Fears that the proposed project could could speed up and divert the river flow - and in turn risk scouring bridge abutments along the route - were reported by AJ’s sister title New Civil Engineer last month (see below).

Chairman of the City of London Corporation’s planning and transportation committee, Martin Farr, said: ‘It is unfortunate that, at this time, the committee is unable to consider this proposal.

‘In order to properly exercise its duty as the local planning authority, the City’s planning and transportation Committee needs to be able to consider all of the material facts.

‘We look forward to receiving further information as to whether the issues identified can be resolved.’

Gensler had hoped to complete the project, which includes two 10 metre wide floating pontoon sections, in time for the Queen’s Jubilee Celebrations and the London Olympic Games next year (2012). London Mayor Boris Johnson has already given the plans his rubberstamp.

Earlier this week project backer, the Southeast Asian-based Venus Group, warned it could take scheme to Singapore if London refused to grant it permission (AJ 03.11.11).

A spokesman for Gensler said: ‘Gensler fully understands the City’s position and it hopes for a speedy resolution of any outstanding issues’

Previous story (AJ 21.10.11)

Gensler’s floating walkway a threat to London bridges

Gensler’s proposed 1 km floating park platform on the River Thames could alter its flow and damage the capital’s bridges, sources close to the scheme claim

Speed and divert river flow

Concerns have been raised that the proposed £60 million London River Park project could speed up and divert the river flow, which in turn poses the risk of scour to bridge abutments along the route, reported sister title New Civil Engineer.

The news comes just days after DC CABE and local residents slammed the proposal. The project’s promoters also unveiled a 1:100 scale model of the structure this week.

Promoter London River Parks − comprising architect Gensler, project manager Mace and private investor Venus − submitted its detailed planning application on 18 July for the 1.6 kilometre-long walkway along the north bank of the river. The walkway is supported by floating pontoons.

The walkway’s route from the Millennium Bridge east to Custom House is in a section described by river regulator Port of London Authority (PLA) as the ‘busiest part of the river, characterised by a number of bridges in close proximity and strong tidal flows’.
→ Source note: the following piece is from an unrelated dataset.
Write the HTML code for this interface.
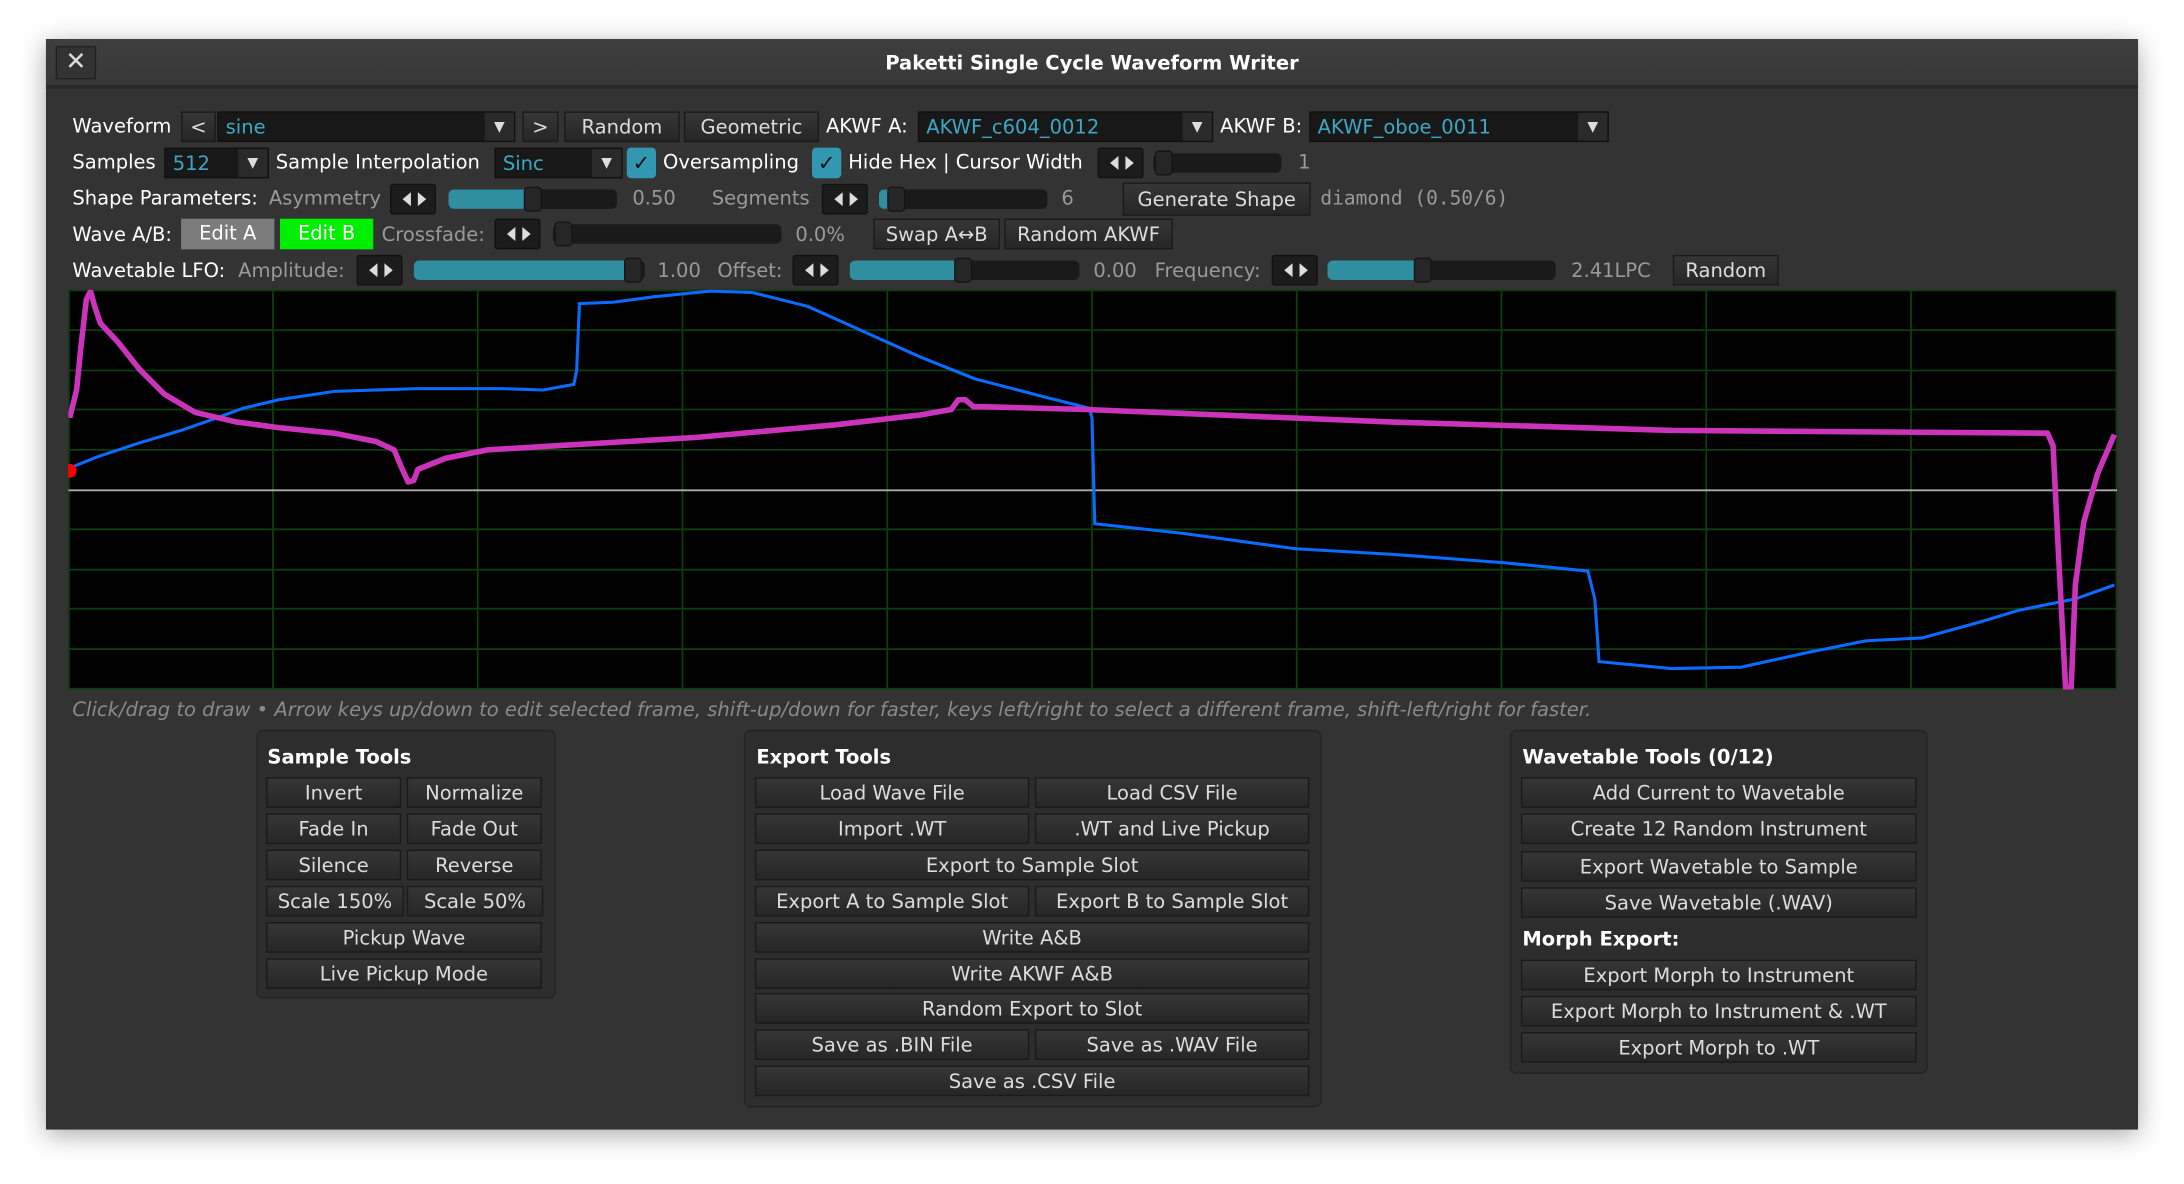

Key infrastructure along the route includes London Bridge, Cannon Street Railway Bridge and the Millennium Bridge.

Plans include two 10 metre wide floating pontoon sections − a 420 metre long western section between Blackfriars Bridge and Southwark Bridge and a 540 metre eastern section between Cannon Street Railway Bridge and Custom House. These are divided by a central inland river bank section about 600 metre long.

The floating sections are to be secured by a series of 800 millimetre to 2.6 metre wide precast concrete piles up to 16 metre deep.

Displacement ‘could lead to scour’

It is these two pontoon sections that pose the greatest risk to the river infrastructure, said the source. The water displacement caused by the pontoons could divert the river flow so that it causes scour on the abutments.

It should be properly mitigated before the scheme gets the full go-ahead, said a source close to the project: ‘Scour can build up quickly.’

The threat of scour could also be exacerbated as the reduced width of the river will increase the speed of the current, he added.

HR Wallingford principal scientist John Baugh said that neither the river flow nor speed will greatly alter as a result of the pontoons.

‘Our tests show that the river speed changes by just 0.2 knots in extreme conditions, against an existing flow of between 2.5 and 4 knots,’ he said.

Baugh added that the testing, which includes a 1 in 100 scale mock-up, backs-up the theory.

However, sources close to the scheme believe the effects of the river flow should be assessed in a permanent rather than temporary condition.

 

Fears for permanent fixture

While London River Parks has applied for a five year temporary planning permission, the source said there are concerns that if successful it could become a permanent fixture on the river in a similar way as the London Eye on the city’s South Bank. It was also built with temporary planning permission.

Mace project manager Jon Pettifer said that the scheme will be up for only five years but acknowledged that there have been concerns with the reduced river navigation.

He said that there would not be a great impact. He added that the project team should work closely with PLA to ensure that river traffic is not disturbed. However, river traffic could create a further problem for bridges, said the source.

By reducing the navigable width of an already very narrow part of the river there could be a greater likelihood of vessels striking the bridges.

‘We’re working with PLA to ensure that there is no adverse impact,’ said Pettifer. He said that PLA conditions state that the pontoons must be between 8m to 10m away from the main navigation channel, and the current configuration meets the requirements except in two small areas.

The City of London Corporation will decide whether to approve the scheme on 14 November.